Issued by US Department of State

May 13, 2009

The Department of State continues to urge U.S. citizens to avoid all travel to Lebanon due to current safety and security concerns.  Americans presently living and working in Lebanon should understand that they accept risks in remaining and should carefully consider those risks.  This supersedes the Travel Warning issued on September 10, 2008 and updates information on security threats and ongoing political violence in Lebanon. 

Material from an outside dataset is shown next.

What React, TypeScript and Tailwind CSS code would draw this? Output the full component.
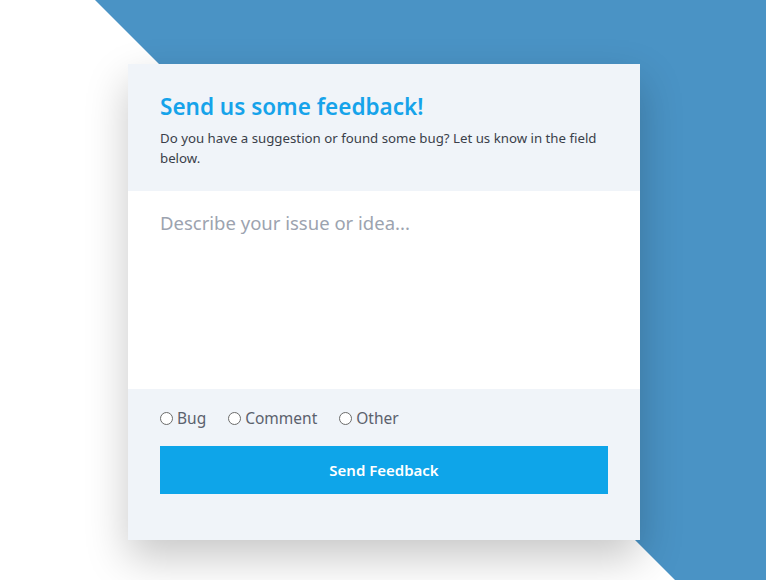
import React from "react";

export default function App() {
  const font = { fontFamily: '"Noto Sans", "Open Sans", sans-serif' };
  return (
    <div className="relative h-[580px] w-[766px] overflow-hidden bg-white" style={font}>
      <div className="absolute inset-0 bg-[#4a93c5] [clip-path:polygon(95px_0,100%_0,100%_671px)]" />
      <div className="relative pl-[128px] pt-[64px]">
        <div className="flex w-[512px] flex-col bg-[#f0f4f9] shadow-[0_18px_40px_rgba(0,0,0,0.22)]">
          <div className="flex h-[127px] flex-col px-8 pt-[28px]">
            <h1 className="text-[22.5px] font-semibold leading-[30px] text-[#16a3ea]">Send us some feedback!</h1>
            <p className="mt-[6px] text-[13.25px] leading-5 text-[#3a3f4a]">
              Do you have a suggestion or found some bug? Let us know in the field below.
            </p>
          </div>
          <textarea
            className="h-[198px] resize-none bg-white px-8 pt-[18px] text-[18.5px] leading-7 text-gray-700 outline-none placeholder:text-[#9ca3af]"
            placeholder="Describe your issue or idea..."
          />
          <div className="flex h-[151px] flex-col px-8 pt-[17px]">
            <div className="flex items-center gap-[22px] text-[15.5px] leading-6 text-[#5b616d]">
              <label className="flex items-center gap-[4px]">
                <span className="h-[13px] w-[13px] rounded-full border border-[#6b6b6b] bg-white" />
                Bug
              </label>
              <label className="flex items-center gap-[4px]">
                <span className="h-[13px] w-[13px] rounded-full border border-[#6b6b6b] bg-white" />
                Comment
              </label>
              <label className="flex items-center gap-[4px]">
                <span className="h-[13px] w-[13px] rounded-full border border-[#6b6b6b] bg-white" />
                Other
              </label>
            </div>
            <button className="mt-[16px] h-[48px] w-full bg-[#0ea5e9] text-[15px] font-semibold text-white">
              Send Feedback
            </button>
          </div>
        </div>
      </div>
    </div>
  );
}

While Lebanon enjoys periods of relative calm, the potential for a spontaneous upsurge in violence is real.  Lebanese government authorities are not able to guarantee protection for citizens or visitors to the country should violence erupt suddenly.  U.S. Embassy personnel practice strict security precautions at all times.  Access to borders and ports can be interrupted with little or no warning.  Under such circumstances, travel of U.S. Embassy personnel would likely be restricted further, hindering their ability to reach travelers or provide emergency services.

Clashes in the northern city of Tripoli in 2008 resulted in more than twenty fatalities and numerous injuries.  Additionally, a bomb exploded next to a city bus in Tripoli on August 13, 2008, killing fourteen people.  The U.S. Embassy recommends that U.S. citizens in Tripoli consider these risks in light of past events.

On May 7, 2008, Hizballah militants blocked the road to Rafiq Hariri International Airport.  The action rendered the airport inaccessible and travelers were unable to enter or leave the country via commercial air carriers.  Armed Hizballah and other opposition members proceeded to enter areas of Lebanon not traditionally under their control, resulting in heavy fighting and a number of casualties.  Full access to the airport was restored on May 21, 2008 when hostilities subsided.  However, the United States remains concerned about the potential for violence, with little or no warning.

The threat of anti-Western terrorist activity exists in Lebanon; groups such as Al-Qaeda and Jund al-Sham are present in the country and have issued statements calling for attacks against Western interests in the past. 

Landmines and unexploded ordnance continually pose significant dangers throughout southern Lebanon, particularly south of the Litani River, as well as in areas of the country where civil war fighting was intense. More than a dozen civilians have been killed and over 100 injured by unexploded ordnance following the armed conflict in July-August 2006.  Travelers should watch for posted landmine warnings and strictly avoid all areas where landmines and unexploded ordnance may be present.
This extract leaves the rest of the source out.